Just Earth News | @justearthnews | 04 Mar 2021, 09:05 pm Print

Canada gov't lawyer urges court to ignore geopolitical winds of Meng case, focus on facts Canada

Image credit: Wikimedia Commons

Toronto/Sputnik: A British Columbia Supreme Court justice should ignore the geopolitical implications of the extradition process against Huawei executive Meng Wanzhou and focus on the facts, the lawyer representing the Canadian government said.

“The elephant in the room in this case has always been the geopolitical winds that swirl around. Yesterday, my friends tried to bring the elephant into this room. With respect, we urge you to focus on the facts and the law and leave the politics to politicians,” Robert Frater told Associate Chief Justice Heather Holmes during a hearing on Thursday.

“We’re confident that when you look at the facts and apply the law, you will dismiss this motion,” Frater said.

Meng’s lawyers have been arguing that former US President Donald Trump’s comments just days after Huawei Chief Financial Officer’s arrest in Vancouver made her a bargaining chip in the US-China trade war and amount to an abuse of process.

In an interview on December 11, 2018, Trump told Reuters that he would intervene in the case brought forward by the Justice Department against Meng if it would be beneficial to US national interests, including striking a trade deal with China favorable to the United States. At the time, the Trump administration had been engaged in negotiations with Beijing concerning a comprehensive trade deal between the two superpowers, the first phase of which was agreed upon in December 2019.

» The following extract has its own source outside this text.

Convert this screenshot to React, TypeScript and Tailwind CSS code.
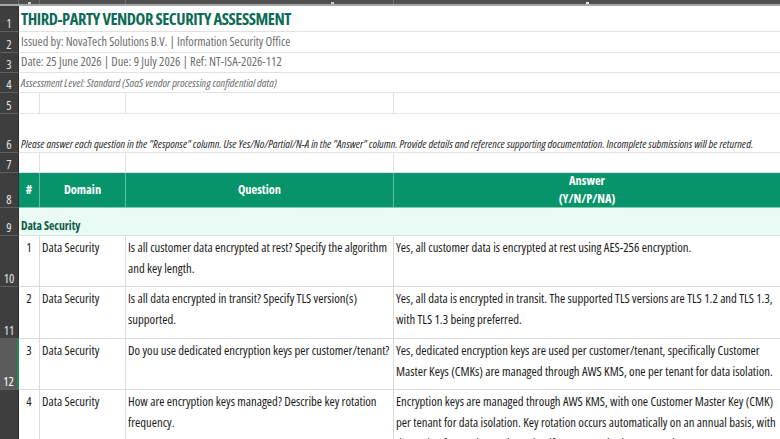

Frater rejected this line of defense, saying that the basis for staying the proceedings based on allegations of abuse of process never existed, arguing that the assertions of Meng’s lawyers do not meet the legal threshold necessary for a stay. The legal counsel for the Canadian government added that if Trump’s comments represented a credible threat to Meng’s right to a free and fair trial, these concerns should have been raised from the onset and not only after other lines of defense had been rejected.

Previously, the 49-year-old executive’s defense team applied to end the extradition proceedings, asserting that the case brought forward against her by the Justice Department violated the double criminality principle. However, Holmes dismissed the application in May, ruling that the double criminality requirement was met.

Meng, the daughter of Huawei founder and CEO Ren Zhengfei, was arrested on December 1, 2018 at Vancouver International Airport during a layover stop at the request of the US government.

Meng is wanted by US authorities for her alleged role in violating sanctions against Iran. The Justice Department alleges that Meng committed financial transgressions by misleading multinational financial conglomerate, HSBC, into approving more than $100 million in transactions that contravened US sanctions on Iran from 2010 to 2014.

Speaking to reporters on Wednesday, China’s ambassador in Canada, Cong Peiwu, reiterated calls for Canada to immediately release Meng and mend relations between the two nations.

The hearings in this extradition case are expected conclude in mid-May.